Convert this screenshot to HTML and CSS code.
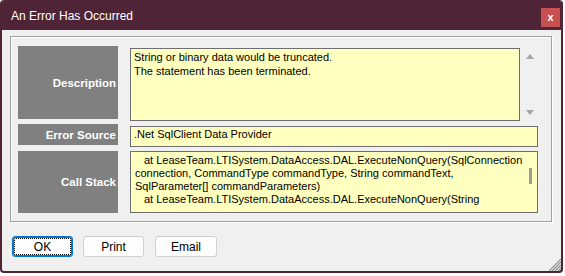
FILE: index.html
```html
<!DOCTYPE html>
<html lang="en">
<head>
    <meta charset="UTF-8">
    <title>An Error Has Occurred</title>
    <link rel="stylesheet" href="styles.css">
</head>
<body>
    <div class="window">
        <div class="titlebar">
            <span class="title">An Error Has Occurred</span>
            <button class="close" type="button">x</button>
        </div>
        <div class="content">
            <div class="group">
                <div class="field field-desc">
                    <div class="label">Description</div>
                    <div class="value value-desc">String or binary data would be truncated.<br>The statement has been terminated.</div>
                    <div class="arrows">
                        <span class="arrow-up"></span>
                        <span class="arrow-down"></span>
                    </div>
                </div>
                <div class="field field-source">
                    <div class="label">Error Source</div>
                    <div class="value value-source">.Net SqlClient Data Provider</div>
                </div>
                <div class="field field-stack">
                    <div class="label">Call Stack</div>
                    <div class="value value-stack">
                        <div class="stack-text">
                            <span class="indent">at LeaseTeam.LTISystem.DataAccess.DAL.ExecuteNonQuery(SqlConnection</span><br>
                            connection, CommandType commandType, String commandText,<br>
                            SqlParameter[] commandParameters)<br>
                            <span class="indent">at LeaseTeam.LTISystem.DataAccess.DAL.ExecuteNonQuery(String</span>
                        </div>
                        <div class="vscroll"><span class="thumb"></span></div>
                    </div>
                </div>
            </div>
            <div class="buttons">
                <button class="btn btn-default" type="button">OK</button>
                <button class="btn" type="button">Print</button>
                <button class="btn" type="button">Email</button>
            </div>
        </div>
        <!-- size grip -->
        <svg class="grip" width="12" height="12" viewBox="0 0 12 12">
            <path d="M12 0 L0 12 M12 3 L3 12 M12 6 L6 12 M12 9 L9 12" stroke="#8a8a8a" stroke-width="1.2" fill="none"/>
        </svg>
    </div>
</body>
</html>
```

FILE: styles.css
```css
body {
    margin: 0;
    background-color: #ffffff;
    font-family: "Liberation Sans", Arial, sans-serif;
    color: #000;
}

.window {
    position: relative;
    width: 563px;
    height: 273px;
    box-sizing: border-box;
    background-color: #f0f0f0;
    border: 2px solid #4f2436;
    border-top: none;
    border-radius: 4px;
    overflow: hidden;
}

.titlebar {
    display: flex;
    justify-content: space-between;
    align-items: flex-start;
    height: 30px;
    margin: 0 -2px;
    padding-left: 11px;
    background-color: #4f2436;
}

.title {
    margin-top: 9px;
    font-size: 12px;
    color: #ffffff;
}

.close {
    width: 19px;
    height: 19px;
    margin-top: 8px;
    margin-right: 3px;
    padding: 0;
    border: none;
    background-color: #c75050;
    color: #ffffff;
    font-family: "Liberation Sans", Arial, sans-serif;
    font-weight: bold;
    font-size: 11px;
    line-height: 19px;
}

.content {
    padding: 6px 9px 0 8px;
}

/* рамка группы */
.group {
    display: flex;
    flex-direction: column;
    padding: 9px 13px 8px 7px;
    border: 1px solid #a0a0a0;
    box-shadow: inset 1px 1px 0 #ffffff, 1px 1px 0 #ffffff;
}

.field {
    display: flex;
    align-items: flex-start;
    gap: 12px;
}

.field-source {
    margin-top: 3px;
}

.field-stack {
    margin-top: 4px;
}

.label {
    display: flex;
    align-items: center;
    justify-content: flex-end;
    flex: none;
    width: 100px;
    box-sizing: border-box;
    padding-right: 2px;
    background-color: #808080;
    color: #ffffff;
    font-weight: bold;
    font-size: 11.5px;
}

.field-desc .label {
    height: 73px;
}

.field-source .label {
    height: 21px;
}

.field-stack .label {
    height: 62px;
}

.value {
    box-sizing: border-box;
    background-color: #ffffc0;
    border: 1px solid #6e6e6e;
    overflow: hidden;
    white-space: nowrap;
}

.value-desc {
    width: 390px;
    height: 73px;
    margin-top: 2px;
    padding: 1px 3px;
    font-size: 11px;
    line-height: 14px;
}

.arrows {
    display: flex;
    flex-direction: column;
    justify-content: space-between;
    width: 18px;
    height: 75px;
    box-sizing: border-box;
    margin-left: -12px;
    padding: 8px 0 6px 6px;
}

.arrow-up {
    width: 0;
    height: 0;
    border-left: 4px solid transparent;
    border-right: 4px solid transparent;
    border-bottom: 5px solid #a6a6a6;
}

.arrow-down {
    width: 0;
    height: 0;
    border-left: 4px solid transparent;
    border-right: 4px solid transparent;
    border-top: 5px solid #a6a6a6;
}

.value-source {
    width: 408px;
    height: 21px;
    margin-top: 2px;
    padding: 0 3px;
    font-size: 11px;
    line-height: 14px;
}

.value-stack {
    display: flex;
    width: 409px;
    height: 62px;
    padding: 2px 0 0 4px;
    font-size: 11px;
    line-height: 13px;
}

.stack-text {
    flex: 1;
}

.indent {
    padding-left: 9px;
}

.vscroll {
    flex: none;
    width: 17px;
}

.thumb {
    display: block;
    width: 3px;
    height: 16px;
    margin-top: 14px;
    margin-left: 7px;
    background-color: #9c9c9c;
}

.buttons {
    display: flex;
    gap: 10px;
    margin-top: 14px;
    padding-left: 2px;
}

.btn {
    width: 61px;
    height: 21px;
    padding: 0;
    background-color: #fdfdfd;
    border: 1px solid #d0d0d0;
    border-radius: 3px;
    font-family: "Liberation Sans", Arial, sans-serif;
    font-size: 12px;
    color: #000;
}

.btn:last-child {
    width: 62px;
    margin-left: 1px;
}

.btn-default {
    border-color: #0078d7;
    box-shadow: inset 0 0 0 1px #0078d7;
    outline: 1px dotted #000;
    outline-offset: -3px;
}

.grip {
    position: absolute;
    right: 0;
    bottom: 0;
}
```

※ ※ ※

Instructions for the task:
Print out the lines exactly, skipping any picture.

Correct result:
Convert this screenshot to HTML and CSS code.
FILE: index.html
```html
<!DOCTYPE html>
<html lang="en">
<head>
    <meta charset="UTF-8">
    <title>An Error Has Occurred</title>
    <link rel="stylesheet" href="styles.css">
</head>
<body>
    <div class="window">
        <div class="titlebar">
            <span class="title">An Error Has Occurred</span>
            <button class="close" type="button">x</button>
        </div>
        <div class="content">
            <div class="group">
                <div class="field field-desc">
                    <div class="label">Description</div>
                    <div class="value value-desc">String or binary data would be truncated.<br>The statement has been terminated.</div>
                    <div class="arrows">
                        <span class="arrow-up"></span>
                        <span class="arrow-down"></span>
                    </div>
                </div>
                <div class="field field-source">
                    <div class="label">Error Source</div>
                    <div class="value value-source">.Net SqlClient Data Provider</div>
                </div>
                <div class="field field-stack">
                    <div class="label">Call Stack</div>
                    <div class="value value-stack">
                        <div class="stack-text">
                            <span class="indent">at LeaseTeam.LTISystem.DataAccess.DAL.ExecuteNonQuery(SqlConnection</span><br>
                            connection, CommandType commandType, String commandText,<br>
                            SqlParameter[] commandParameters)<br>
                            <span class="indent">at LeaseTeam.LTISystem.DataAccess.DAL.ExecuteNonQuery(String</span>
                        </div>
                        <div class="vscroll"><span class="thumb"></span></div>
                    </div>
                </div>
            </div>
            <div class="buttons">
                <button class="btn btn-default" type="button">OK</button>
                <button class="btn" type="button">Print</button>
                <button class="btn" type="button">Email</button>
            </div>
        </div>
        <!-- size grip -->
        <svg class="grip" width="12" height="12" viewBox="0 0 12 12">
            <path d="M12 0 L0 12 M12 3 L3 12 M12 6 L6 12 M12 9 L9 12" stroke="#8a8a8a" stroke-width="1.2" fill="none"/>
        </svg>
    </div>
</body>
</html>
```

FILE: styles.css
```css
body {
    margin: 0;
    background-color: #ffffff;
    font-family: "Liberation Sans", Arial, sans-serif;
    color: #000;
}

.window {
    position: relative;
    width: 563px;
    height: 273px;
    box-sizing: border-box;
    background-color: #f0f0f0;
    border: 2px solid #4f2436;
    border-top: none;
    border-radius: 4px;
    overflow: hidden;
}

.titlebar {
    display: flex;
    justify-content: space-between;
    align-items: flex-start;
    height: 30px;
    margin: 0 -2px;
    padding-left: 11px;
    background-color: #4f2436;
}

.title {
    margin-top: 9px;
    font-size: 12px;
    color: #ffffff;
}

.close {
    width: 19px;
    height: 19px;
    margin-top: 8px;
    margin-right: 3px;
    padding: 0;
    border: none;
    background-color: #c75050;
    color: #ffffff;
    font-family: "Liberation Sans", Arial, sans-serif;
    font-weight: bold;
    font-size: 11px;
    line-height: 19px;
}

.content {
    padding: 6px 9px 0 8px;
}

/* рамка группы */
.group {
    display: flex;
    flex-direction: column;
    padding: 9px 13px 8px 7px;
    border: 1px solid #a0a0a0;
    box-shadow: inset 1px 1px 0 #ffffff, 1px 1px 0 #ffffff;
}

.field {
    display: flex;
    align-items: flex-start;
    gap: 12px;
}

.field-source {
    margin-top: 3px;
}

.field-stack {
    margin-top: 4px;
}

.label {
    display: flex;
    align-items: center;
    justify-content: flex-end;
    flex: none;
    width: 100px;
    box-sizing: border-box;
    padding-right: 2px;
    background-color: #808080;
    color: #ffffff;
    font-weight: bold;
    font-size: 11.5px;
}

.field-desc .label {
    height: 73px;
}

.field-source .label {
    height: 21px;
}

.field-stack .label {
    height: 62px;
}

.value {
    box-sizing: border-box;
    background-color: #ffffc0;
    border: 1px solid #6e6e6e;
    overflow: hidden;
    white-space: nowrap;
}

.value-desc {
    width: 390px;
    height: 73px;
    margin-top: 2px;
    padding: 1px 3px;
    font-size: 11px;
    line-height: 14px;
}

.arrows {
    display: flex;
    flex-direction: column;
    justify-content: space-between;
    width: 18px;
    height: 75px;
    box-sizing: border-box;
    margin-left: -12px;
    padding: 8px 0 6px 6px;
}

.arrow-up {
    width: 0;
    height: 0;
    border-left: 4px solid transparent;
    border-right: 4px solid transparent;
    border-bottom: 5px solid #a6a6a6;
}

.arrow-down {
    width: 0;
    height: 0;
    border-left: 4px solid transparent;
    border-right: 4px solid transparent;
    border-top: 5px solid #a6a6a6;
}

.value-source {
    width: 408px;
    height: 21px;
    margin-top: 2px;
    padding: 0 3px;
    font-size: 11px;
    line-height: 14px;
}

.value-stack {
    display: flex;
    width: 409px;
    height: 62px;
    padding: 2px 0 0 4px;
    font-size: 11px;
    line-height: 13px;
}

.stack-text {
    flex: 1;
}

.indent {
    padding-left: 9px;
}

.vscroll {
    flex: none;
    width: 17px;
}

.thumb {
    display: block;
    width: 3px;
    height: 16px;
    margin-top: 14px;
    margin-left: 7px;
    background-color: #9c9c9c;
}

.buttons {
    display: flex;
    gap: 10px;
    margin-top: 14px;
    padding-left: 2px;
}

.btn {
    width: 61px;
    height: 21px;
    padding: 0;
    background-color: #fdfdfd;
    border: 1px solid #d0d0d0;
    border-radius: 3px;
    font-family: "Liberation Sans", Arial, sans-serif;
    font-size: 12px;
    color: #000;
}

.btn:last-child {
    width: 62px;
    margin-left: 1px;
}

.btn-default {
    border-color: #0078d7;
    box-shadow: inset 0 0 0 1px #0078d7;
    outline: 1px dotted #000;
    outline-offset: -3px;
}

.grip {
    position: absolute;
    right: 0;
    bottom: 0;
}
```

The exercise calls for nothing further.